According to The Joint Commission:
A sentinel event is a Patient Safety Event that reaches a patient and results in any of the following:
- Death
- Permanent harm
- Severe temporary harm and intervention required to sustain life
The Joint Commission issues Sentinel Event Alerts “because they signal the need for immediate investigation and response”.
In March 2014, CMS issued guidance “Requirements for Hospital Medication Administration, Particularly Intravenous (IV) Medications and Post-Operative Care of Patients Receiving IV Opioids.” This guidance recommends “at a minimum” that hospitals “have adequate provisions for immediate post-operative care, to emphasize the need for post-operative monitoring of patients receiving IV opioid medications, regardless of where they are in the hospital.”
In addition and more importantly, the CMS guidance necessitates monitoring for all patients receiving opioids when in hospital:
“Narcotic medications, such as opioids, are often used to control pain but also have a sedating effect. Patients can become overly sedated and suffer respiratory depression or arrest, which can be fatal. Timely assessment and appropriate monitoring is essential in all hospital settings in which opioids are administered, to permit intervention to counteract respiratory depression should it occur.”

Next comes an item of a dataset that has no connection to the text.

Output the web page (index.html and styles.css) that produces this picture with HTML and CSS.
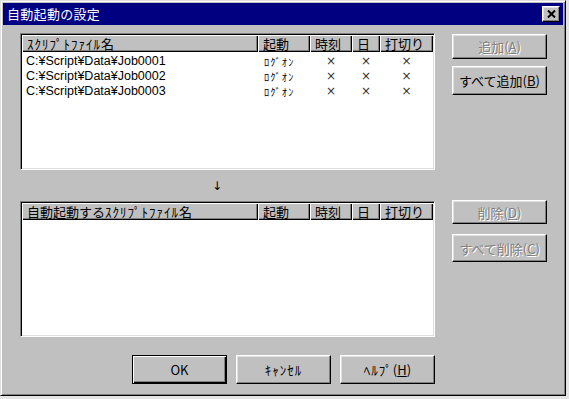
FILE: index.html
```html
<!DOCTYPE html>
<html lang="ja">
<head>
<meta charset="utf-8">
<title>自動起動の設定</title>
<link rel="stylesheet" href="styles.css">
</head>
<body>
<div class="window">
  <div class="titlebar">
    <span class="title">自動起動の設定</span>
    <div class="close">
      <svg width="9" height="8" viewBox="0 0 9 8"><path d="M1 0.5 L8 7.5 M8 0.5 L1 7.5" stroke="#000" stroke-width="2" fill="none"/></svg>
    </div>
  </div>
  <div class="client">
    <div class="listview list-top">
      <div class="lv-grid lv-header">
        <div class="hc"><span class="hk">ｽｸﾘﾌﾟﾄﾌｧｲﾙ</span>名</div>
        <div class="hc">起動</div>
        <div class="hc">時刻</div>
        <div class="hc">日</div>
        <div class="hc">打切り</div>
      </div>
      <div class="lv-body">
        <div class="lv-grid row"><div class="c-name">C:¥Script¥Data¥Job0001</div><div class="c-start">ﾛｸﾞｵﾝ</div><div class="c-x">×</div><div class="c-x">×</div><div class="c-x">×</div></div>
        <div class="lv-grid row"><div class="c-name">C:¥Script¥Data¥Job0002</div><div class="c-start">ﾛｸﾞｵﾝ</div><div class="c-x">×</div><div class="c-x">×</div><div class="c-x">×</div></div>
        <div class="lv-grid row"><div class="c-name">C:¥Script¥Data¥Job0003</div><div class="c-start">ﾛｸﾞｵﾝ</div><div class="c-x">×</div><div class="c-x">×</div><div class="c-x">×</div></div>
      </div>
    </div>
    <div class="side side-top">
      <div class="btn disabled h25">追加(<u>A</u>)</div>
      <div class="btn h29">すべて追加(<u>B</u>)</div>
    </div>
    <div class="arrow">↓</div>
    <div class="listview list-bottom">
      <div class="lv-grid lv-header">
        <div class="hc">自動起動する<span class="hk">ｽｸﾘﾌﾟﾄﾌｧｲﾙ</span>名</div>
        <div class="hc">起動</div>
        <div class="hc">時刻</div>
        <div class="hc">日</div>
        <div class="hc">打切り</div>
      </div>
      <div class="lv-body"></div>
    </div>
    <div class="side side-bottom">
      <div class="btn disabled h24">削除(<u>D</u>)</div>
      <div class="btn disabled h28">すべて削除(<u>C</u>)</div>
    </div>
    <div class="footer">
      <div class="btn default h29">OK</div>
      <div class="btn h29"><span class="hk">ｷｬﾝｾﾙ</span></div>
      <div class="btn h29"><span class="hk">ﾍﾙﾌﾟ</span>(<u>H</u>)</div>
    </div>
  </div>
</div>
</body>
</html>
```
FILE: styles.css
```css
html, body {
  margin: 0;
  padding: 0;
}
body {
  background: #e4e4e4;
  font-family: "Liberation Sans", "Noto Sans CJK JP", sans-serif;
  font-size: 12px;
  color: #000;
}
.window {
  box-sizing: border-box;
  width: 566px;
  height: 396px;
  background: #c0c0c0;
  border: 1px solid;
  border-color: #dfdfdf #000 #000 #dfdfdf;
  box-shadow: inset 1px 1px #fff, inset -1px -1px #808080;
  padding: 2px;
  display: flex;
  flex-direction: column;
}
.titlebar {
  height: 22px;
  background: #000080;
  display: flex;
  align-items: center;
  justify-content: space-between;
  padding: 0 3px 0 4px;
}
.title {
  color: #fff;
  font-family: "Noto Sans CJK JP", sans-serif;
  font-size: 13px;
  letter-spacing: 0.3px;
  line-height: 22px;
}
.close {
  box-sizing: border-box;
  width: 18px;
  height: 16px;
  background: #c0c0c0;
  border: 1px solid;
  border-color: #fff #000 #000 #fff;
  box-shadow: inset -1px -1px #808080, inset 1px 1px #dfdfdf;
  display: flex;
  align-items: center;
  justify-content: center;
}
.client {
  display: grid;
  grid-template-columns: 415px 95px;
  grid-template-rows: 137px 31px 136px auto;
  column-gap: 17px;
  padding: 8px 0 0 17px;
}
.list-top { grid-column: 1; grid-row: 1; }
.side-top { grid-column: 2; grid-row: 1; padding-top: 1px; }
.arrow {
  grid-column: 1;
  grid-row: 2;
  display: flex;
  align-items: center;
  padding-left: 192px;
  font-family: "DejaVu Sans", sans-serif;
  font-size: 12px;
}
.list-bottom { grid-column: 1; grid-row: 3; }
.side-bottom { grid-column: 2; grid-row: 3; margin-top: -1px; }
.footer {
  grid-column: 1;
  grid-row: 4;
  display: flex;
  justify-content: flex-end;
  gap: 9px;
  padding-top: 18px;
}
.side {
  display: flex;
  flex-direction: column;
}
.side-top { gap: 7px; }
.side-bottom { gap: 10px; }

.listview {
  box-sizing: border-box;
  background: #fff;
  border: 1px solid;
  border-color: #808080 #fff #fff #808080;
  box-shadow: inset 1px 1px #000, inset -1px -1px #dfdfdf;
  padding: 1px;
  overflow: hidden;
}
.lv-grid {
  display: grid;
  grid-template-columns: 236px 52px 42px 28px 53px;
}
.lv-header .hc {
  height: 17px;
  line-height: 17px;
  background: #c0c0c0;
  box-shadow: inset 1px 1px #fff, inset -1px -1px #000, inset -2px -2px #808080;
  padding-left: 5px;
  font-family: "Noto Sans CJK JP", sans-serif;
  font-size: 13px;
  white-space: nowrap;
  overflow: hidden;
}
.hk {
  letter-spacing: 1px;
}
.lv-body {
  padding-top: 2px;
}
.row {
  height: 15px;
  line-height: 15px;
}
.c-name {
  padding-left: 4px;
  white-space: nowrap;
  font-size: 12.5px;
}
.c-start {
  padding-left: 6px;
  font-family: "Noto Sans CJK JP", sans-serif;
  font-size: 10.3px;
  letter-spacing: 1.2px;
}
.c-x {
  text-align: center;
  font-family: "DejaVu Sans", sans-serif;
  font-size: 12px;
  color: #333;
}

.btn {
  box-sizing: border-box;
  width: 95px;
  background: #c0c0c0;
  border: 1px solid;
  border-color: #fff #000 #000 #fff;
  box-shadow: inset -1px -1px #808080, inset 1px 1px #dfdfdf;
  display: flex;
  align-items: center;
  justify-content: center;
  font-family: "Noto Sans CJK JP", sans-serif;
  font-size: 13px;
  white-space: nowrap;
}
.btn u { text-underline-offset: 1px; }
.h24 { height: 24px; }
.h25 { height: 25px; }
.h28 { height: 28px; }
.h29 { height: 29px; }
.disabled {
  color: #808080;
  text-shadow: 1px 1px 0 #fff;
}
.default {
  border-color: #000;
  box-shadow: inset 1px 1px #fff, inset -1px -1px #000, inset -2px -2px #808080;
}
```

So, what constitutes “timely assessment and appropriate monitoring”?
According to the recent ECRI report, “Intermittent spot checks of oxygenation and ventilation every few hours are inadequate for reliably detecting opioid induced respiratory depression.”
“It’s time for a change in how we monitor postoperative patients receiving opioids,” declared Dr. Robert Stoelting, president of the Anesthesia Patient Safety Foundation (APSF). “We need a complete paradigm shift in how we approach safer care for postoperative patients receiving opioids.”
The APSF released this video highlighting the conclusions and recommendations that came out of a 2011 conference on opioid-induced ventilatory impairment:

In the video, APSF states that continuous electronic monitoring of oxygenation and ventilation, when combined with traditional nursing assessment and vigilance, will greatly decrease the likelihood of unrecognized, life threatening, opioid induced respiratory impairment.
The clinical significance continuous electronic monitoring offers is the opportunity for prompt and predictable improvement in patient safety.